A 2005 segue o mesmo caminho, mas um pouco mais íntegra. Damasco, laranja cristalizada e caramelo-claro no nariz, com textura untuosa e generosa. A seu favor, a acidez está um degrau acima que a 2003. A safra 2006 é um caso diferente. Está ótima, com um estilo sedutor repleto de tostados (casca de pão, amêndoa e defumado), tomilho, pera e grapefruit. Já está totalmente integrado e não deve melhorar, é o momento de bebê-la.
Em 2015, embora mais jovem, também retrata um ano quente, que não deve ter vida longa. Em compensação, entrega aromas expansivos de maçã madura, canela e iogurte, com corpo generoso e untuoso.
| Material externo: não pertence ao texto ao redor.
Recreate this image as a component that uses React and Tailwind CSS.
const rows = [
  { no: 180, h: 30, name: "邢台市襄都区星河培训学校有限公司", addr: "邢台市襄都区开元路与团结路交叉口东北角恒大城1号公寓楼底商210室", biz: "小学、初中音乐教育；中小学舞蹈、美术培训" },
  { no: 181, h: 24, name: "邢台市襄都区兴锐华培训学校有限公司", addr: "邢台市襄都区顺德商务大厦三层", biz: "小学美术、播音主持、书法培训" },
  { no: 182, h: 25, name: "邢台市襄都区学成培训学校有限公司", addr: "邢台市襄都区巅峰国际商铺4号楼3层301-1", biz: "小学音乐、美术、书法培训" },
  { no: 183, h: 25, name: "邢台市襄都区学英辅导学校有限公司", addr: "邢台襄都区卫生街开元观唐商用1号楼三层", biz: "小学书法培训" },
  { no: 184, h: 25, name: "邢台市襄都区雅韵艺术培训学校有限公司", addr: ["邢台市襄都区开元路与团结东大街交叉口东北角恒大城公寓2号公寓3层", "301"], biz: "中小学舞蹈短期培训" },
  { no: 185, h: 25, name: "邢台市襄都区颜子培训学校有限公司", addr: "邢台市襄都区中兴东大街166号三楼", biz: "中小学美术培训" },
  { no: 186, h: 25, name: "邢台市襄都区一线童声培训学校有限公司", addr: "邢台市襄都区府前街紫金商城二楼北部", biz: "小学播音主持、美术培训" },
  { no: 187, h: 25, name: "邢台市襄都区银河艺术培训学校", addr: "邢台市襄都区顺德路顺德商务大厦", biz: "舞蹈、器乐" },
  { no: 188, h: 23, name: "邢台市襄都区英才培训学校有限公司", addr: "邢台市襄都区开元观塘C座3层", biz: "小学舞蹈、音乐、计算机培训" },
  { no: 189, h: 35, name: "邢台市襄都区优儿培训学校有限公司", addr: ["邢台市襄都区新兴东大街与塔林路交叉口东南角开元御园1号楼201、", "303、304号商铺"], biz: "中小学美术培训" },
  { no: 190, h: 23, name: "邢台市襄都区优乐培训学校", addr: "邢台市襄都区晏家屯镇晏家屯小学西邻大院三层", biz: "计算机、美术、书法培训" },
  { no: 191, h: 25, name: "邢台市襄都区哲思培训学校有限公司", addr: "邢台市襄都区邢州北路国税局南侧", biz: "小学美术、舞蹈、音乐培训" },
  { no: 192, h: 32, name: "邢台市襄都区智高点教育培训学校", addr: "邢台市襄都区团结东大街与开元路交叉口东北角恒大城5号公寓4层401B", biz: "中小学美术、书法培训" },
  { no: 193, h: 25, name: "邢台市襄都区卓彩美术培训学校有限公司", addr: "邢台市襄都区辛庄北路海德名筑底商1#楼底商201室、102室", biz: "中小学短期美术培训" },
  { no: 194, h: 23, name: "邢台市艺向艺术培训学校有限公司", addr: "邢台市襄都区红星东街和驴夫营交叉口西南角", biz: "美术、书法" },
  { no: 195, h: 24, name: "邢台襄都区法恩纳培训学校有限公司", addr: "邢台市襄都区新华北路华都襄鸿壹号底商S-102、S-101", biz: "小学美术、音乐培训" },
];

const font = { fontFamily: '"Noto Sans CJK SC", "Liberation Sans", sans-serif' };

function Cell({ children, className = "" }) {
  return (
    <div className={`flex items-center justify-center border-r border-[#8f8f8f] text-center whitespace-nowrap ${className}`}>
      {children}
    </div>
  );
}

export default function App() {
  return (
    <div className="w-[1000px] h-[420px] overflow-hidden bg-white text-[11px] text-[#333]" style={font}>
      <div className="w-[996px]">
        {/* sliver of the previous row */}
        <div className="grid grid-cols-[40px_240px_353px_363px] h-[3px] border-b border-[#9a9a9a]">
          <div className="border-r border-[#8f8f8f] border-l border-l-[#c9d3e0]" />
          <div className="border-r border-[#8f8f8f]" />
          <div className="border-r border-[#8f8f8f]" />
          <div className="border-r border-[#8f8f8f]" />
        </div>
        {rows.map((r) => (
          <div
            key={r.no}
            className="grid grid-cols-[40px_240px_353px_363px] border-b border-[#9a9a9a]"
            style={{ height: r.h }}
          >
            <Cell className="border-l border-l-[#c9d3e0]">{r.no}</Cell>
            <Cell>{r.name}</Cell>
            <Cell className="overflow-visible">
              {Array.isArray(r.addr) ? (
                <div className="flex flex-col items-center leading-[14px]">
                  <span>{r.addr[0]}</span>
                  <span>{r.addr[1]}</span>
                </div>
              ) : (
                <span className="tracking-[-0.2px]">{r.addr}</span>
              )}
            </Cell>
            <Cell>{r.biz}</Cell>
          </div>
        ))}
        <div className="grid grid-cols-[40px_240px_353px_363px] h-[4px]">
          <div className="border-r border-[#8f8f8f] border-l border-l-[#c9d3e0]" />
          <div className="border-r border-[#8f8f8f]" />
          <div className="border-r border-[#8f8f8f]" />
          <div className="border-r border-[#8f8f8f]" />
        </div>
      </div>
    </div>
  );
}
Por agora, a acidez consegue domar tanta potência.
safras 2012, 2013, 2014 e 2016
Como se pode prever, as safras mais recentes mostram mais potencial para o futuro. Mas não só pela jovialidade. Jogam a favor a idade mais avançada das videiras, com frutos mais consistentes, e resistem mais às intempéries do clima, e o novo estilo de vinificação, no qual a fruta se mostra mais precisa e fresca, com menos interferência do carvalho.
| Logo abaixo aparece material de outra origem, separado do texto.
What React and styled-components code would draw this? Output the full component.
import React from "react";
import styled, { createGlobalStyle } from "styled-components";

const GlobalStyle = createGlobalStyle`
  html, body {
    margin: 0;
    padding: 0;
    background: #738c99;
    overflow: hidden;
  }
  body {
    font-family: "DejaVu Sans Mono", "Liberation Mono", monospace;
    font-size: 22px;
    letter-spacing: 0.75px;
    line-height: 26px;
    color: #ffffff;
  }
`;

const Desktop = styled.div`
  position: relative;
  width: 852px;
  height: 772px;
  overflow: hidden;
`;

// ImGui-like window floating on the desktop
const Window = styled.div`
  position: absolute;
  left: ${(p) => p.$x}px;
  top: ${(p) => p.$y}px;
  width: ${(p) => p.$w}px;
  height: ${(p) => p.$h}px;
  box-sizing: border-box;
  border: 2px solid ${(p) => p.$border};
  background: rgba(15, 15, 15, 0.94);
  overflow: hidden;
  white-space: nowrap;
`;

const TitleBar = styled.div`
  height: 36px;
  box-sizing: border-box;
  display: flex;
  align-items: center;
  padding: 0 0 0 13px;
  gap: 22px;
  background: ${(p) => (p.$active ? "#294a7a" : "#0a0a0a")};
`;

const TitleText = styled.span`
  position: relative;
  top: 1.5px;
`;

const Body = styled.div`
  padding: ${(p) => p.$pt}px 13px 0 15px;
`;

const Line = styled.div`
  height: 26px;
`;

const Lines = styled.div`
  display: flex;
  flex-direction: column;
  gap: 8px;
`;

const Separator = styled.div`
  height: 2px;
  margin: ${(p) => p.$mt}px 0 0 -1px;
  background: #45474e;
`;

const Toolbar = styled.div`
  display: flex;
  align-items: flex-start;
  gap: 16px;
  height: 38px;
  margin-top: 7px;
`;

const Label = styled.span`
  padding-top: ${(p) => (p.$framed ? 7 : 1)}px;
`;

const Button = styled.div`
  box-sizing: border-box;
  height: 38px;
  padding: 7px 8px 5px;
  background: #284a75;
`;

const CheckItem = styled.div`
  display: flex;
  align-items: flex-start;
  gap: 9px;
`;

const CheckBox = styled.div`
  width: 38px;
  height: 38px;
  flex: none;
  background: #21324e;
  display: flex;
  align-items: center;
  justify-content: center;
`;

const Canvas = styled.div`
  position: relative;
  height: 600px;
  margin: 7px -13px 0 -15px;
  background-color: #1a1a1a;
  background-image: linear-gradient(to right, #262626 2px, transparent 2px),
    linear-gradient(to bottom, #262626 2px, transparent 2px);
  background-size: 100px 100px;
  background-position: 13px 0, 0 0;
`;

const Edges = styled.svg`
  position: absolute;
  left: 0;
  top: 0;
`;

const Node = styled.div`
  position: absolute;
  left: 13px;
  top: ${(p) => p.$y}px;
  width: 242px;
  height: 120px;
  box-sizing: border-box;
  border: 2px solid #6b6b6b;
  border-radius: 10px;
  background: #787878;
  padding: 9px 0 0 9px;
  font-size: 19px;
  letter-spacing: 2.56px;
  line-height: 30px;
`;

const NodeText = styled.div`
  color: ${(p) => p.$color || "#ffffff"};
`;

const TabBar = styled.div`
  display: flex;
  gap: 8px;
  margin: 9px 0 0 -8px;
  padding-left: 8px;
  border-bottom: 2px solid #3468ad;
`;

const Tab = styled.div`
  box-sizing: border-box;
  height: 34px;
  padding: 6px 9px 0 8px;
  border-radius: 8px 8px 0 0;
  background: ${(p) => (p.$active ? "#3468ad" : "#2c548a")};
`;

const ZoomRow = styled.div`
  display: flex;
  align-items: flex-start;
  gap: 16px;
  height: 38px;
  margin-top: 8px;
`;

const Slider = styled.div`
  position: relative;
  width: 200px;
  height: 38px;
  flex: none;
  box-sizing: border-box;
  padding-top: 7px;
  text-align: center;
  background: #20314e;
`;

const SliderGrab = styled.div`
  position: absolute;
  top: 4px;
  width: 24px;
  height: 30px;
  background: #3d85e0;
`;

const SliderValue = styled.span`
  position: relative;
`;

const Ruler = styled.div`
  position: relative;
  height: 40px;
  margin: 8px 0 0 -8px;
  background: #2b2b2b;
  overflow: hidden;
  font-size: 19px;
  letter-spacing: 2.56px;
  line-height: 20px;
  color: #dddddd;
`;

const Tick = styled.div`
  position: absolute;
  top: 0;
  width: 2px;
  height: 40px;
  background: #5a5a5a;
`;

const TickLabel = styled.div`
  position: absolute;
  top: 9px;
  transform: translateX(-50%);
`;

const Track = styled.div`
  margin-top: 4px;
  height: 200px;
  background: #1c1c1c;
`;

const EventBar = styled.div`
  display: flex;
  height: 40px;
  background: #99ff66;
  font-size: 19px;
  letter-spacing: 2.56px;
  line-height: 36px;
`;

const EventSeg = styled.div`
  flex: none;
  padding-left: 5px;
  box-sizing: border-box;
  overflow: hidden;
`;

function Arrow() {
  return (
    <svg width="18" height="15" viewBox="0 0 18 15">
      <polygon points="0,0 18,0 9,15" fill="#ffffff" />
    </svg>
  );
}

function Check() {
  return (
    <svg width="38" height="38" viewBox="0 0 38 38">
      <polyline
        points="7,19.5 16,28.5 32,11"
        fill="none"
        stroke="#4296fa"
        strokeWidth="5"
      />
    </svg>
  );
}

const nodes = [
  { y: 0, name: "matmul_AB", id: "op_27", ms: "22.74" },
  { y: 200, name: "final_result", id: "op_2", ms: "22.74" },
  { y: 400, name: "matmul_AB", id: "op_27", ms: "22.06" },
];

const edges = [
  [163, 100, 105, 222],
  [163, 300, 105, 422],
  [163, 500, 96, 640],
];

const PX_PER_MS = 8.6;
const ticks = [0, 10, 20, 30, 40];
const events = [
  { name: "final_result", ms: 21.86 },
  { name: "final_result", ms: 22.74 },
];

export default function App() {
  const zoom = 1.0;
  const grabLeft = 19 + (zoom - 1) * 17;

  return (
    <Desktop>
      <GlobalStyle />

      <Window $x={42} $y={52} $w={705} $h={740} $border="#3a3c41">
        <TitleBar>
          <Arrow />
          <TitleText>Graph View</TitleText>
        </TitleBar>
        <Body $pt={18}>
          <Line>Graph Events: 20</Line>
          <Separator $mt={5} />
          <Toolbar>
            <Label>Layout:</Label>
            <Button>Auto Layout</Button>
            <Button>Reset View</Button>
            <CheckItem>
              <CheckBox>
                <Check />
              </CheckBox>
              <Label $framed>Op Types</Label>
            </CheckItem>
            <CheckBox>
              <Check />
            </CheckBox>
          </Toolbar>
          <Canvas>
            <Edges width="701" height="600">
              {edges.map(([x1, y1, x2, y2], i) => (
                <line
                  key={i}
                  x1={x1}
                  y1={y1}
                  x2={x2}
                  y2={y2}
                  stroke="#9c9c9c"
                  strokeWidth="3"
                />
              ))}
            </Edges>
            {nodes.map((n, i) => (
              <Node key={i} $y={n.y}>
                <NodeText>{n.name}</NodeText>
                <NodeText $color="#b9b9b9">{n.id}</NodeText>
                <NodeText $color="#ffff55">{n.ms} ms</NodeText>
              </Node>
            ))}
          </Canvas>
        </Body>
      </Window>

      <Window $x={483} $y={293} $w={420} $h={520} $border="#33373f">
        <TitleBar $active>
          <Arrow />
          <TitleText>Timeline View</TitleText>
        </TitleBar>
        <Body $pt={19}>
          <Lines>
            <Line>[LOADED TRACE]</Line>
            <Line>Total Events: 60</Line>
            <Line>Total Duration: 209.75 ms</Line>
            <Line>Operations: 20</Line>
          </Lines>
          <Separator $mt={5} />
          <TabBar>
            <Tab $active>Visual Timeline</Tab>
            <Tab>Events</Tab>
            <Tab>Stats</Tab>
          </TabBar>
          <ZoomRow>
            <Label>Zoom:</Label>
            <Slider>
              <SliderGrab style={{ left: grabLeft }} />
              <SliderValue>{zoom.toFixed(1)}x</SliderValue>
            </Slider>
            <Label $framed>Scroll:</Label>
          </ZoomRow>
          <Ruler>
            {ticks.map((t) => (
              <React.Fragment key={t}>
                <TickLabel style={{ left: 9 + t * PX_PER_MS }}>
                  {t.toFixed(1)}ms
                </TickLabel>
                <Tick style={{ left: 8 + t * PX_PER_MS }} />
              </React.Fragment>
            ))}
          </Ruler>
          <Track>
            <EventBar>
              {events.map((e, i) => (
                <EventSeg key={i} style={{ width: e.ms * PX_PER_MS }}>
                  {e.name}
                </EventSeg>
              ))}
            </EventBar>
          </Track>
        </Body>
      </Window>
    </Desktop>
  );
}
A edição de 2012 ainda está fechada e promete ser um dos mais longevos Esporão Reserva Brancos. Por hora, toques de maçã, pera, mineral, hortelã e ótimo frescor com estrutura firme. Em 2013, o vinho mostra uma faceta mais cítrica, por força da Arinto, com toques de maçã-verde e acidez pulsante que deve se integrar com o tempo. Limpo e claro em sua proposta.
A safra seguinte, 2014, recorda a 2012, mas já está mais pronta e começa a revelar seu tremendo potencial. Cítrico, mineral, álcool que não se percebe e ótimo frescor por agora, deve mostrar em breve outras capas de aromas.
A safra 2016, que está disponível no momento (R$ 159,86, na Qualimpor), apesar de ser de um ano quente, não mostra essa influência na taça. Segundo o enólogo, novas técnicas para proteger os cachos das uvas, seja pelo manejo da canópia (galhos e folhas), seja pela aplicação de pó de argila nas plantas (que reflete uma parte dos raios solares). Na taça, flores brancas, maçã-verde, leve untuosidade, mas com estrutura leve. Não se notam notas amadeiradas e tem final levemente salino.